Technology, education, and cooperation are the necessary components in combating piracy, said Cotton. New technology has been developed in recent years that can scan websites for the digital fingerprint of copyrighted material, allowing copyright owners to combat pirates or to count the number of downloads in order to assess the compensation due artists, as is the process on the News Corp. and NBC Universal website Hulu. "Up to now, technology has communicated among the younger generation that if it's so easy to download copyrighted material, it can't be wrong," said Cotton. "What needs to happen—and is happening—is that the technology itself needs to distinguish and put roadblocks on the way of the easy distribution of copyrighted material."
Internet service providers, user-generated-content sites, law enforcement, and the entertainment industry are also cooperating to combat piracy, said Cotton, citing the October 2007 announcement by MySpace, Microsoft, Disney, Viacom, and NBC Universal that set forth anti-piracy guidelines and ensured the companies' collaboration. Last, educational initiatives such as the MPAA ad campaign need to penetrate the public consciousness.

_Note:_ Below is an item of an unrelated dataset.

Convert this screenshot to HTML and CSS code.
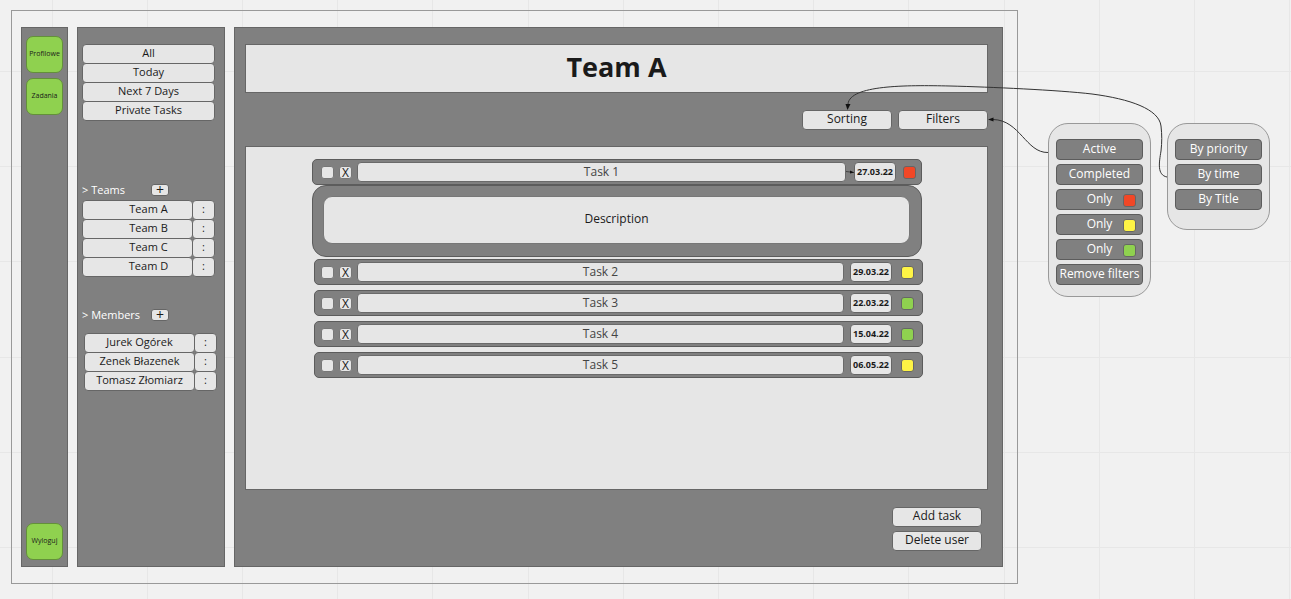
FILE: index.html
```html
<!DOCTYPE html>
<html lang="en">
<head>
<meta charset="utf-8">
<title>Team A</title>
<link rel="stylesheet" href="styles.css">
</head>
<body>
<svg class="grid" aria-hidden="true">
  <path d="M52.5 0V2000M147.5 0V2000M242.5 0V2000M337.5 0V2000M432.5 0V2000M528.5 0V2000M623.5 0V2000M718.5 0V2000M813.5 0V2000M908.5 0V2000M1004.5 0V2000M1099.5 0V2000M1194.5 0V2000M1289.5 0V2000M0 71.5H3000M0 166.5H3000M0 261.5H3000M0 357.5H3000M0 452.5H3000M0 547.5H3000"/>
</svg>
<div class="board">
  <div class="frame">
    <nav class="panel rail">
      <div class="rail-group">
        <button class="tile">Profilowe</button>
        <button class="tile">Zadania</button>
      </div>
      <button class="tile">Wyloguj</button>
    </nav>

    <aside class="panel sidebar">
      <div class="stack">
        <button class="btn">All</button>
        <button class="btn">Today</button>
        <button class="btn">Next 7 Days</button>
        <button class="btn">Private Tasks</button>
      </div>
      <section class="teams">
        <div class="section-head"><h2>&gt; Teams</h2><button class="add" aria-label="Add team">+</button></div>
        <div class="stack">
          <div class="split"><button class="btn">Team A</button><button class="btn more">:</button></div>
          <div class="split"><button class="btn">Team B</button><button class="btn more">:</button></div>
          <div class="split"><button class="btn">Team C</button><button class="btn more">:</button></div>
          <div class="split"><button class="btn">Team D</button><button class="btn more">:</button></div>
        </div>
      </section>
      <section class="members">
        <div class="section-head"><h2>&gt; Members</h2><button class="add" aria-label="Add member">+</button></div>
        <div class="stack">
          <div class="split"><button class="btn">Jurek Ogórek</button><button class="btn more">:</button></div>
          <div class="split"><button class="btn">Zenek Błazenek</button><button class="btn more">:</button></div>
          <div class="split"><button class="btn">Tomasz Złomiarz</button><button class="btn more">:</button></div>
        </div>
      </section>
    </aside>

    <main class="panel main">
      <h1 class="title">Team A</h1>
      <div class="toolbar">
        <button class="btn wide">Sorting</button>
        <button class="btn wide">Filters</button>
      </div>
      <div class="tasks">
        <div class="task open">
          <input class="check" type="checkbox" aria-label="Task 1 done">
          <button class="remove" aria-label="Remove Task 1">X</button>
          <input class="name" type="text" value="Task 1" aria-label="Task name">
          <svg class="link" viewBox="0 0 8 8" aria-hidden="true"><path d="M0 3.500L8 4.500" stroke="#444"/><path d="M4 2.500L8 4.500L4 5.500z" fill="#111"/></svg>
          <time class="date" datetime="2022-03-27">27.03.22</time>
          <span class="swatch red"></span>
        </div>
        <div class="details">
          <textarea class="description" aria-label="Description">Description</textarea>
        </div>
        <div class="task">
          <input class="check" type="checkbox" aria-label="Task 2 done">
          <button class="remove" aria-label="Remove Task 2">X</button>
          <input class="name" type="text" value="Task 2" aria-label="Task name">
          <time class="date" datetime="2022-03-29">29.03.22</time>
          <span class="swatch yellow"></span>
        </div>
        <div class="task">
          <input class="check" type="checkbox" aria-label="Task 3 done">
          <button class="remove" aria-label="Remove Task 3">X</button>
          <input class="name" type="text" value="Task 3" aria-label="Task name">
          <time class="date" datetime="2022-03-22">22.03.22</time>
          <span class="swatch green"></span>
        </div>
        <div class="task">
          <input class="check" type="checkbox" aria-label="Task 4 done">
          <button class="remove" aria-label="Remove Task 4">X</button>
          <input class="name" type="text" value="Task 4" aria-label="Task name">
          <time class="date" datetime="2022-04-15">15.04.22</time>
          <span class="swatch green"></span>
        </div>
        <div class="task">
          <input class="check" type="checkbox" aria-label="Task 5 done">
          <button class="remove" aria-label="Remove Task 5">X</button>
          <input class="name" type="text" value="Task 5" aria-label="Task name">
          <time class="date" datetime="2022-05-06">06.05.22</time>
          <span class="swatch yellow"></span>
        </div>
      </div>
      <div class="actions">
        <button class="btn wide">Add task</button>
        <button class="btn wide">Delete user</button>
      </div>
    </main>
  </div>

  <div class="popup">
    <button class="option">Active</button>
    <button class="option">Completed</button>
    <button class="option">Only<span class="swatch red"></span></button>
    <button class="option">Only<span class="swatch yellow"></span></button>
    <button class="option">Only<span class="swatch green"></span></button>
    <button class="option">Remove filters</button>
  </div>
  <div class="popup sort">
    <button class="option">By priority</button>
    <button class="option">By time</button>
    <button class="option">By Title</button>
  </div>

  <svg class="connectors" viewBox="791 0 500 200" aria-hidden="true">
    <path d="M1167 177C1157 175 1159 163 1161 151C1162 142 1162 135 1161 126C1159 109 1130 99 1092 94C1058 90 990 87 950 86C906 85 850 85 848 104"/>
    <path d="M1048 152.500C1026 153 1020 120 993 119.500"/>
    <path class="head" d="M845.500 104L850.500 104L847.500 110z"/>
    <path class="head" d="M988 119.500L993.500 117.500L993.500 121.500z"/>
  </svg>
</div>
</body>
</html>
```

FILE: styles.css
```css
* {
  box-sizing: border-box;
}

body {
  margin: 0;
  background: #f1f1f1;
  color: #1a1a1a;
  font: 12px/16px "Open Sans", "Noto Sans", sans-serif;
}

button,
input,
textarea {
  margin: 0;
  padding: 0;
  font: inherit;
  color: inherit;
}

h1,
h2 {
  margin: 0;
}

.grid {
  position: absolute;
  inset: 0;
  z-index: -1;
  width: 100%;
  height: 100%;
  stroke: #e7e7e7;
}

.board {
  position: relative;
  display: flex;
  align-items: flex-start;
  min-height: 100vh;
  padding: 10px 21px 15px 11px;
}

.frame {
  flex: 1;
  align-self: stretch;
  display: flex;
  gap: 9px;
  margin-right: 30px;
  padding: 16px 14px 16px 9px;
  border: 1px solid #999;
}

.panel {
  background: #808080;
  border: 1px solid #666;
}

.rail {
  display: flex;
  flex-direction: column;
  justify-content: space-between;
  width: 47px;
  padding: 8px 4px 6px;
}

.rail-group {
  display: grid;
  gap: 5px;
}

.tile {
  width: 37px;
  height: 37px;
  padding-bottom: 2px;
  border: 1px solid #63903a;
  border-radius: 7px;
  background: #8fd14f;
  font-size: 7px;
}

.sidebar {
  width: 148px;
  padding: 16px 9px 16px 4px;
  font-size: 11px;
}

.stack {
  display: flex;
  flex-direction: column;
}

.btn {
  height: 20px;
  padding-bottom: 2px;
  border: 1px solid #666;
  border-radius: 4px;
  background: #e6e6e6;
  line-height: 16px;
}

.stack .btn {
  margin-bottom: -1px;
}

.split {
  display: flex;
}

.split .btn {
  flex: 1;
  white-space: nowrap;
}

.split .more {
  flex: 0 0 23px;
  margin-left: -1px;
  padding-left: 0;
}

.teams .btn:first-child {
  padding-left: 22px;
}

.section-head {
  display: flex;
  align-items: center;
  height: 16px;
}

.section-head h2 {
  width: 69px;
  color: #fff;
  font-size: 11px;
  font-weight: 400;
}

.add {
  width: 18px;
  height: 12px;
  border: 1px solid #666;
  border-radius: 3px;
  background: #e6e6e6;
  font-size: 14px;
  line-height: 8px;
}

.teams {
  margin-top: 62px;
}

.teams .stack {
  margin-top: 2px;
}

.members {
  margin-top: 31px;
}

.members .stack {
  margin: 10px -2px 0 2px;
}

.main {
  flex: 1;
  display: flex;
  flex-direction: column;
  padding: 16px 14px 15px 10px;
}

.title {
  height: 49px;
  border: 1px solid #666;
  background: #e6e6e6;
  font-size: 27px;
  font-weight: 700;
  line-height: 43px;
  text-align: center;
}

.toolbar {
  display: flex;
  justify-content: flex-end;
  gap: 6px;
  margin: 17px 0 16px;
}

.wide {
  width: 90px;
}

.tasks {
  flex: 1;
  padding: 12px 64px 12px 66px;
  border: 1px solid #666;
  background: #e6e6e6;
}

.task {
  display: flex;
  align-items: center;
  height: 26px;
  margin: 0 0 5px 2px;
  padding: 0 8px 0 6px;
  border: 1px solid #5c5c5c;
  border-radius: 5px;
  background: #808080;
}

.open {
  margin: 0 1px 0 0;
  padding: 0 5px 0 8px;
}

.check,
.remove {
  appearance: none;
  width: 13px;
  height: 13px;
  border: 1px solid #777;
  border-radius: 3px;
  background: #e6e6e6;
}

.remove {
  margin: 0 5px;
  line-height: 11px;
}

.name {
  flex: 1;
  min-width: 0;
  height: 20px;
  padding-bottom: 2px;
  border: 1px solid #6a6a6a;
  border-radius: 4px;
  background: #e6e6e6;
  color: #444;
  text-align: center;
}

.link {
  width: 8px;
  height: 8px;
}

.date {
  width: 42px;
  height: 20px;
  margin-left: 6px;
  border: 1px solid #666;
  border-radius: 4px;
  background: #e6e6e6;
  font-size: 9px;
  font-weight: 700;
  line-height: 17px;
  text-align: center;
}

.link + .date {
  margin-left: 0;
}

.swatch {
  width: 13px;
  height: 13px;
  margin-left: 9px;
  border: 1px solid #666;
  border-radius: 3px;
}

.open .swatch {
  margin-left: 7px;
}

.red {
  background: #f24726;
}

.yellow {
  background: #fef445;
}

.green {
  background: #8fd14f;
}

.details {
  height: 72px;
  margin-right: 1px;
  margin-bottom: 2px;
  padding: 10px 11px 12px 10px;
  border: 1px solid #5c5c5c;
  border-radius: 14px;
  background: #808080;
}

.description {
  display: block;
  width: 100%;
  height: 48px;
  padding: 14px 0;
  border: 1px solid #777;
  border-radius: 9px;
  background: #e6e6e6;
  text-align: center;
  resize: none;
}

.actions {
  display: flex;
  flex-direction: column;
  align-items: flex-end;
  gap: 4px;
  margin: 17px 6px 0 0;
}

.popup {
  display: flex;
  flex-direction: column;
  gap: 4px;
  width: 103px;
  margin-top: 113px;
  padding: 15px 7px 11px;
  border: 1px solid #999;
  border-radius: 20px;
  background: #e6e6e6;
}

.sort {
  margin-left: 16px;
  padding-bottom: 19px;
}

.option {
  position: relative;
  height: 21px;
  padding-bottom: 2px;
  border: 1px solid #5c5c5c;
  border-radius: 4px;
  background: #808080;
  color: #fff;
  white-space: nowrap;
}

.option .swatch {
  position: absolute;
  top: 4px;
  right: 6px;
}

.connectors {
  position: absolute;
  top: 0;
  right: 0;
  width: 500px;
  height: 200px;
  fill: none;
  stroke: #333;
  pointer-events: none;
}

.head {
  fill: #111;
  stroke: none;
}
```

The traditional notion of stealing—that is, "a truck coming into Best Buy and loading DVDs," said Christie—needs to incorporate bootleggers and Internet pirates. "People are referring to it as not a big crime," he said, "and in my mind it's exactly the opposite, because this is what crime is going to look like now. It's the same thing as if I had a whole bunch of stolen material on a blanket, which might raise a few eyebrows, but piracy for some reason or other doesn't—yet."